Court of Appeals of Nevada
Feb 8, 2024
No. 86416-COA (Nev. App. Feb. 8, 2024)

Opinion

86416-COA

02-08-2024

IN THE MATTER OF THE JOINT PETITION OF DIVORCE OF: JOSE ZIRATE, Appellant, v. BLANCA M. SALAZAR, Respondent.


UNPUBLISHED OPINION

ORDER OF AFFIRMANCE

GIBBONS, C.J.

Jose Zirate appeals from a district court post-divorce decree order regarding child custody. Eighth Judicial District Court, Family Division, Clark County; Nadin Cutter, Judge.

Zirate and respondent Blanca M. Salazar filed a joint petition for divorce, and pursuant to the terms of their petition, the district court entered a divorce decree in April 2022 that awarded Salazar primary physical custody of the parties' three minor children subject to Zirate's parenting time.
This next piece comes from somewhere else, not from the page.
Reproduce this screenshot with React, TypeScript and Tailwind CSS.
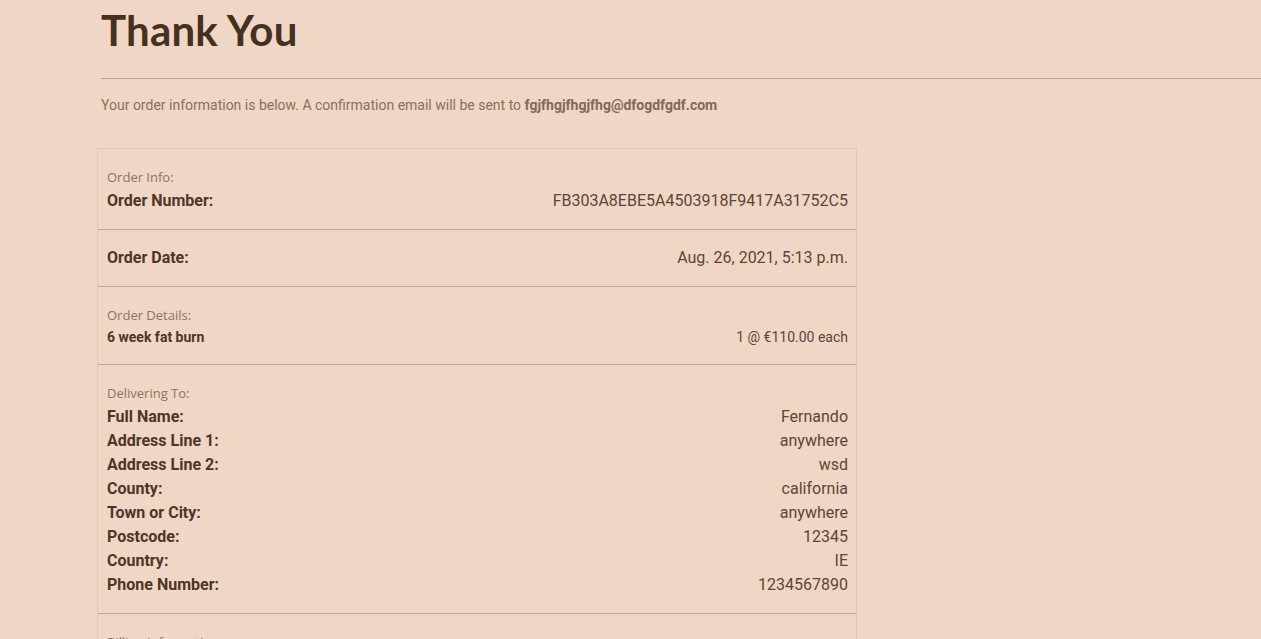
const delivery = [
  ['Full Name:', 'Fernando'],
  ['Address Line 1:', 'anywhere'],
  ['Address Line 2:', 'wsd'],
  ['County:', 'california'],
  ['Town or City:', 'anywhere'],
  ['Postcode:', '12345'],
  ['Country:', 'IE'],
  ['Phone Number:', '1234567890'],
];

function Caption({ children }: { children: React.ReactNode }) {
  return (
    <p className="text-[13px] leading-6 text-[#8a7464] font-['Open_Sans',sans-serif]">{children}</p>
  );
}

function Row({ label, value }: { label: string; value: string }) {
  return (
    <div className="flex justify-between leading-6 text-base">
      <span className="font-bold text-[#4e3526]">{label}</span>
      <span className="text-[#5c4536]">{value}</span>
    </div>
  );
}

export default function App() {
  return (
    <div className="min-h-screen bg-[#f0d6c5] font-['Roboto',sans-serif] overflow-hidden">
      <div className="pl-[101px]">
        <h1 className="pt-1 text-[42px] leading-[52px] font-bold tracking-[0.2px] text-[#45311f] font-['Lato',sans-serif]">
          Thank You
        </h1>
        <hr className="mt-[22px] border-t border-[#bda493]" />
        <p className="mt-4 text-sm leading-[21px] text-[#86715f]">
          Your order information is below. A confirmation email will be sent to{' '}
          <strong className="font-bold text-[#806a58]">fgjfhgjfhgjfhg@dfogdfgdf.com</strong>
        </p>
      </div>

      <div className="ml-[97px] mt-8 w-[760px] border border-[#e5c9b6]">
        <div className="pl-[9px] pr-2 py-4 border-b border-[#c5a897]">
          <Caption>Order Info:</Caption>
          <Row label="Order Number:" value="FB303A8EBE5A4503918F9417A31752C5" />
        </div>
        <div className="pl-[9px] pr-2 py-4 border-b border-[#c5a897]">
          <Row label="Order Date:" value="Aug. 26, 2021, 5:13 p.m." />
        </div>
        <div className="pl-[9px] pr-2 py-4 border-b border-[#c5a897]">
          <Caption>Order Details:</Caption>
          <div className="flex justify-between text-sm leading-[21px]">
            <span className="font-bold text-[#4e3526]">6 week fat burn</span>
            <span className="text-[#5c4536]">1 @ €110.00 each</span>
          </div>
        </div>
        <div className="pl-[9px] pr-2 py-4 border-b border-[#c5a897]">
          <Caption>Delivering To:</Caption>
          {delivery.map(([label, value]) => (
            <Row key={label} label={label} value={value} />
          ))}
        </div>
        <div className="pl-[9px] pr-2 py-4">
          <Caption>Billing Information:</Caption>
        </div>
      </div>
    </div>
  );
}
After remarrying and suffering deteriorating financial circumstances, in part due to Zirate's failure to pay his child support obligation under the divorce decree, Salarzar moved in August 2022 for permission to relocate to Kansas with the children so she and the children could reside with her new husband. Zirate opposed that motion and moved for primary physical custody.

At the subsequent evidentiary hearing, Salazar indicated that, although she still desired to relocate to Kansas with the parties' youngest child, who was four years old at the time, she was abandoning her request to relocate with the parties' two older children, who were approximately 16 and 17 years old at the time and preferred to remain in Nevada. During the hearing, the district court also heard extensive testimony from the parties as well as the two older children.

Following the hearing, the district court entered an order that, among other things, established a split custody arrangement in which the court preserved Salazar's status as the primary physical custodian of the youngest child, granted her request to relocate to Kansas with that child, and modified the physical custody arrangement for the two older children to primary physical custody in Zirate's favor. As relevant to the youngest child, who is the subject of the present appeal, the district court supported its decision by concluding that permitting Salazar to relocate with the youngest child was appropriate under NRS 125C.007's framework for evaluating relocation requests. In doing so, the district court heavily emphasized its finding that Zirate committed acts of domestic violence against the two older children, which the court determined triggered NRS 125C.0035(5)'s presumption against Zirate having joint or sole physical custody being in the youngest child's best interest and warranted the split custody arrangement to protect the child from Zirate. Moreover, the district court also essentially determined that the school selection factors set forth in Arcella v. Arcella, 133 Nev. 868, 872-73, 407 P.3d 341, 346 (2017), favored permitting the youngest child to attend Salazar's preferred school in Kansas rather than his existing school in Nevada. This appeal followed.

On appeal, Zirate challenges the district court's decision to permit Salazar to relocate to Kansas with the youngest child. This court reviews the district court's child custody determinations, including its resolution of requests to relocate with a minor child, for an abuse of discretion. Ellis v. Carucci, 123 Nev. 145, 149, 161 P.3d 239, 241 (2007); Flynn v. Flynn, 120 Nev. 436, 440 n.6, 92 P.3d 1224, 1227 n.6 (2004). We will not disturb the court's factual findings unless they are clearly erroneous or unsupported by substantial evidence. Ogawa v. Ogawa, 125 Nev. 660, 668, 221 P.3d 699, 704 (2009). Substantial evidence is that which a reasonable person may conclude is adequate to sustain a judgment. Ellis, 123 Nev. at 149, 161 P.3d at 242. In making a custody determination, the sole consideration is the best interest of the child. NRS 125C. 0035(1); Davis v. Ewalefo, 131 Nev. 445, 451, 352 P.3d 1139, 1143 (2015). We presume the district court properly exercised its discretion in determining the child's best interest. Flynn, 120 Nev. at 440, 92 P.3d at 1226-27.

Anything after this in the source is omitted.